By AVA TURNQUEST
Tribune Chief Reporter
CANADIAN fashion designer Peter Nygard and lawyer Keod Smith did not enter a defence to allegations that the pair orchestrated a murder for hire plot against several Save The Bays directors and a pastor.
The deadline to submit a defence for the contentious lawsuit was March 31, and three months on, plaintiffs are seeking a default judgment on their claims.
Yesterday, attorney Fred Smith, a STB director and plaintiff in the suit, accused Mr Nygard and Mr Smith of grandstanding in the media.
He also questioned the status of the police investigation that was launched in response to the allegations outlined in the suit.
“Very strangely, Peter Nygard and Keod Smith, both of whom proclaimed their innocence from the allegations made in the statement of claim, have failed to file a defence in action brought,” said Mr Smith, QC.
“It was all smoke and mirrors and opportunities for grandstanding in the media on their part. Litigation isn’t defended in media or social media, it’s in the pleadings and they have made nothing, no defence.”
The explosive allegations rocked the nation in March when Prime Minister Perry Christie and Deputy Prime Minister Philip Davis’ names were mentioned in secret recordings between Mr Nygard, and two self-proclaimed gang members Livingston “Toggie” Bullard and Wisler “Bobo” Davilma that were filed in support of the lawsuit.
At the time, Police Commissioner Ellison Greenslade told reporters that he had launched an official investigation into the allegations but has since refused to provide an update on the status of investigations. Davilma and Bullard were later arrested but were released without being charged days later.

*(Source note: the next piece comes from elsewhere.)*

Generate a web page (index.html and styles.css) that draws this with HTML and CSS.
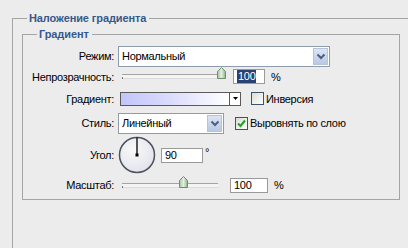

Mr Smith said: “It is odd that to date the police, who say they are conducting an investigation, have yet to ask any of the five plaintiffs to have a discussion with them. This continues the pattern of us complaining to police, to parliamentarians, icons of society, everyone, that we have been victims and targets of abuse and there be no official reaction.
“Except the government accusing us of trying to destabilise the government, perversely.”

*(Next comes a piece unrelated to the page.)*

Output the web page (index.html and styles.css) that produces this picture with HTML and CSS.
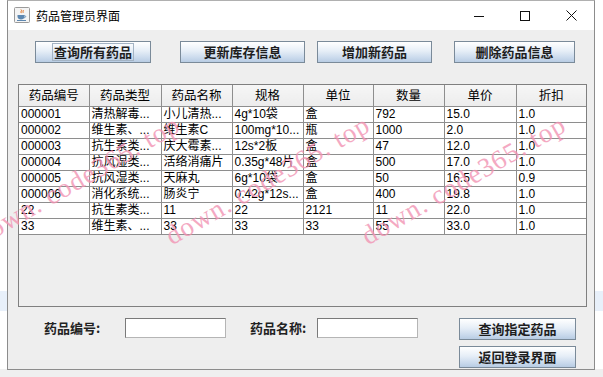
FILE: index.html
```html
<!DOCTYPE html>
<html lang="zh">

<head>
    <meta charset="UTF-8">
    <title>药品管理员界面</title>
    <link rel="stylesheet" href="styles.css">
</head>

<body>
    <div class="window">

        <!-- title bar -->
        <div class="titlebar">
            <svg class="app-icon" width="16" height="16" viewBox="0 0 16 16">
                <rect x="0.5" y="0.5" width="15" height="15" rx="1" fill="#f4f4f4" stroke="#9a9a9a"/>
                <path d="M7 2.5c1.5 1.2-1 2 0.3 3.6M9 3c1 1-0.8 1.6 0.2 2.8" fill="none" stroke="#e07020" stroke-width="1"/>
                <path d="M3.5 8h7v1.5c0 2-1.5 3-3.5 3s-3.5-1-3.5-3z" fill="#5d87b0"/>
                <path d="M10.5 8.6c1.6 0 1.6 2-0.4 2.2" fill="none" stroke="#5d87b0" stroke-width="0.9"/>
                <path d="M3 13.5h9" stroke="#5d87b0" stroke-width="1"/>
            </svg>
            <span class="title">药品管理员界面</span>
            <div class="controls">
                <span class="ctl">
                    <svg width="10" height="10" viewBox="0 0 10 10"><path d="M0 5.5h10" stroke="#111" stroke-width="1"/></svg>
                </span>
                <span class="ctl">
                    <svg width="10" height="10" viewBox="0 0 10 10"><rect x="0.5" y="0.5" width="9" height="9" fill="none" stroke="#111" stroke-width="1"/></svg>
                </span>
                <span class="ctl">
                    <svg width="11" height="11" viewBox="0 0 11 11"><path d="M0.5 0.5l10 10M10.5 0.5l-10 10" stroke="#111" stroke-width="1"/></svg>
                </span>
            </div>
        </div>

        <div class="content">

            <!-- top buttons -->
            <div class="toolbar">
                <button class="btn btn-all"><span class="focus">查询所有药品</span></button>
                <button class="btn btn-update">更新库存信息</button>
                <button class="btn btn-add">增加新药品</button>
                <button class="btn btn-delete">删除药品信息</button>
            </div>

            <!-- drug table -->
            <div class="scroll-pane">
                <table class="grid">
                    <colgroup>
                        <col style="width: 70px">
                        <col style="width: 72px">
                        <col style="width: 71px">
                        <col style="width: 71px">
                        <col style="width: 70px">
                        <col style="width: 71px">
                        <col style="width: 72px">
                        <col style="width: 70px">
                    </colgroup>
                    <thead>
                        <tr>
                            <th>药品编号</th>
                            <th>药品类型</th>
                            <th>药品名称</th>
                            <th>规格</th>
                            <th>单位</th>
                            <th>数量</th>
                            <th>单价</th>
                            <th>折扣</th>
                        </tr>
                    </thead>
                    <tbody>
                        <tr><td>000001</td><td>清热解毒...</td><td>小儿清热...</td><td>4g*10袋</td><td>盒</td><td>792</td><td>15.0</td><td>1.0</td></tr>
                        <tr><td>000002</td><td>维生素、...</td><td>维生素C</td><td>100mg*10...</td><td>瓶</td><td>1000</td><td>2.0</td><td>1.0</td></tr>
                        <tr><td>000003</td><td>抗生素类...</td><td>庆大霉素...</td><td>12s*2板</td><td>盒</td><td>47</td><td>12.0</td><td>1.0</td></tr>
                        <tr><td>000004</td><td>抗风湿类...</td><td>活络消痛片</td><td>0.35g*48片</td><td>盒</td><td>500</td><td>17.0</td><td>1.0</td></tr>
                        <tr><td>000005</td><td>抗风湿类...</td><td>天麻丸</td><td>6g*10袋</td><td>盒</td><td>50</td><td>16.5</td><td>0.9</td></tr>
                        <tr><td>000006</td><td>消化系统...</td><td>肠炎宁</td><td>0.42g*12s...</td><td>盒</td><td>400</td><td>19.8</td><td>1.0</td></tr>
                        <tr><td>22</td><td>抗生素类...</td><td>11</td><td>22</td><td>2121</td><td>11</td><td>22.0</td><td>1.0</td></tr>
                        <tr><td>33</td><td>维生素、...</td><td>33</td><td>33</td><td>33</td><td>55</td><td>33.0</td><td>1.0</td></tr>
                    </tbody>
                </table>
            </div>

            <!-- search by id / name -->
            <div class="search">
                <label class="lbl lbl-id">药品编号:</label>
                <input class="field" type="text">
                <label class="lbl lbl-name">药品名称:</label>
                <input class="field" type="text">
                <div class="search-buttons">
                    <button class="btn btn-wide">查询指定药品</button>
                    <button class="btn btn-wide">返回登录界面</button>
                </div>
            </div>
        </div>
    </div>

    <!-- site watermark over the screenshot -->
    <span class="mark mark-1">down. code365. top</span>
    <span class="mark mark-2">down. code365. top</span>
    <span class="mark mark-3">down. code365. top</span>
</body>

</html>
```

FILE: styles.css
```css
body {
    margin: 0;
    width: 603px;
    height: 377px;
    overflow: hidden;
    position: relative;
    font-family: "Liberation Sans", "Noto Sans CJK SC", sans-serif;
    background: linear-gradient(to bottom, #ffffff 0, #ffffff 291px, #e8f0fa 291px, #e8f0fa 311px, #ffffff 311px, #ffffff 369px, #efefef 369px);
}

.window {
    margin-left: 7px;
    width: 588px;
    height: 370px;
    box-sizing: border-box;
    border: 1px solid #8c8c8c;
    border-top-color: #b0b0b0;
    display: flex;
    flex-direction: column;
}

/* title bar */
.titlebar {
    height: 29px;
    background-color: #ffffff;
    display: flex;
    align-items: center;
}

.app-icon {
    margin-left: 6px;
    margin-top: -1px;
}

.title {
    margin-left: 6px;
    font-size: 12px;
    color: #000000;
    font-family: "Noto Sans CJK SC", sans-serif;
    line-height: 14px;
}

.controls {
    margin-left: auto;
    display: flex;
    height: 29px;
}

.ctl {
    width: 46px;
    display: flex;
    justify-content: center;
    align-items: center;
}

/* client area */
.content {
    flex: 1;
    background-color: #eeeeee;
}

.toolbar {
    display: flex;
    margin-top: 11px;
    padding-left: 27px;
}

.btn {
    height: 22px;
    padding: 0;
    box-sizing: border-box;
    border: 1px solid #7a8a99;
    background: linear-gradient(to bottom, #ffffff 0%, #e6eef7 45%, #c9d9ec 80%, #b8cce3 100%);
    font-family: "Noto Sans CJK SC", sans-serif;
    font-weight: bold;
    font-size: 13px;
    line-height: 16px;
    color: #1e1e1e;
    display: flex;
    justify-content: center;
    align-items: center;
}

.btn-all {
    width: 116px;
}

.btn-update {
    width: 125px;
    margin-left: 29px;
}

.btn-add {
    width: 115px;
    margin-left: 12px;
}

.btn-delete {
    width: 121px;
    margin-left: 22px;
}

.focus {
    outline: 1px solid #a3b3c4;
    padding: 0 1px;
    line-height: 16px;
}

/* table */
.scroll-pane {
    margin-top: 21px;
    margin-left: 10px;
    width: 569px;
    height: 223px;
    box-sizing: border-box;
    border: 1px solid #7f7f7f;
    background-color: #eeeeee;
}

.grid {
    border-collapse: collapse;
    table-layout: fixed;
    width: 567px;
    font-size: 12px;
    color: #000000;
}

.grid th {
    height: 21px;
    padding: 0;
    font-weight: normal;
    font-size: 12.5px;
    text-align: center;
    background: linear-gradient(to bottom, #f6f6f6, #ececec);
    border-right: 1px solid #8e8e8e;
    border-bottom: 1px solid #8e8e8e;
    line-height: 20px;
}

.grid td {
    height: 15px;
    padding: 0 0 0 2px;
    background-color: #ffffff;
    border-right: 1px solid #8e8e8e;
    border-bottom: 1px solid #8e8e8e;
    line-height: 15px;
    white-space: nowrap;
    overflow: hidden;
}

.grid th:last-child,
.grid td:last-child {
    border-right: none;
}

/* search row */
.search {
    display: flex;
    align-items: flex-start;
    margin-top: 11px;
    padding-left: 36px;
}

.lbl {
    height: 20px;
    line-height: 20px;
    font-family: "Noto Sans CJK SC", sans-serif;
    font-weight: bold;
    font-size: 13px;
    color: #222222;
}

.lbl-id {
    width: 81px;
}

.lbl-name {
    width: 67px;
    margin-left: 24px;
}

.field {
    width: 101px;
    height: 20px;
    box-sizing: border-box;
    margin: 0;
    border: 1px solid #7a7a7a;
    border-bottom-color: #b5b5b5;
    border-right-color: #b5b5b5;
    background-color: #ffffff;
    padding: 0 2px;
}

.search-buttons {
    margin-left: 41px;
    display: flex;
    flex-direction: column;
    gap: 6px;
}

.btn-wide {
    width: 117px;
}

/* watermark */
.mark {
    position: absolute;
    top: 224px;
    font-family: "Liberation Serif", serif;
    font-size: 27px;
    letter-spacing: 1px;
    color: #f294b4;
    opacity: 0.8;
    white-space: nowrap;
    transform: rotate(-30deg);
    transform-origin: left bottom;
    line-height: 25px;
}

.mark-1 {
    left: -16px;
}

.mark-2 {
    left: 174px;
}

.mark-3 {
    left: 370px;
}
```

The Supreme Court writ was filed against Mr Nygard and his former lawyer Keod Smith by Save The Bays Directors Joseph Darville, Romauld Ferreira, Fred Smith, Louis Bacon, and Reverend CB Moss, who is not a part of the organisation.
It alleged that the defendants orchestrated a two-and-a-half-year campaign of fear and violence to “kill or scare off” activists Mr Nygard saw as opponents to development plans for his Lyford Cay property.
The plaintiffs are also seeking damages and a permanent injunction against Mr Nygard and Keod Smith restraining them from arranging any further tactics against them.
Both defendants filed an appearance on March 17, and were required to serve a defence on the plaintiffs within 14 days.
On March 21, Mr Nygard filed an affidavit and supporting statements in the Supreme Court alleging to show evidence that Mr Bacon and former Free National Movement Chairman Michael Pintard committed criminal activities while participating in a plan to implicate him in a murder plot.
Mr Nygard filed an affidavit by Carlos Mackey along with sworn statements by Davilma and Bullard, the two men who accused him in previous court documents of hiring them to commit murder and other crimes.
However, those documents did not represent a counter-claim or defence, according to Mr Smith, who called the move a publicity stunt.
On March 29, Mr Nygard sued The Tribune, Save the Bays, as well as Free National Movement Leader Dr Hubert Minnis and Mr Pintard, and others, for “libel” as well as “abuse” of the Supreme Court and Parliament.
Mr Nygard was seeking an injunction restraining 16 defendants from committing “further acts intended to harm or likely to harm” his economic or other legal interests and an injunction restraining the defendants from committing “further libel or slander” against him.
Yesterday, Mr Smith pointed out that although the fashion mogul filed the massive counter suit, no statement of claim has been filed in that matter.
The application for interlocutory judgment in default of defence was filed on April 28.
The Tribune tried to contact Mr Nygard’s legal counsel Elliot Lockhart, QC, for comment but did not get a response up to press time.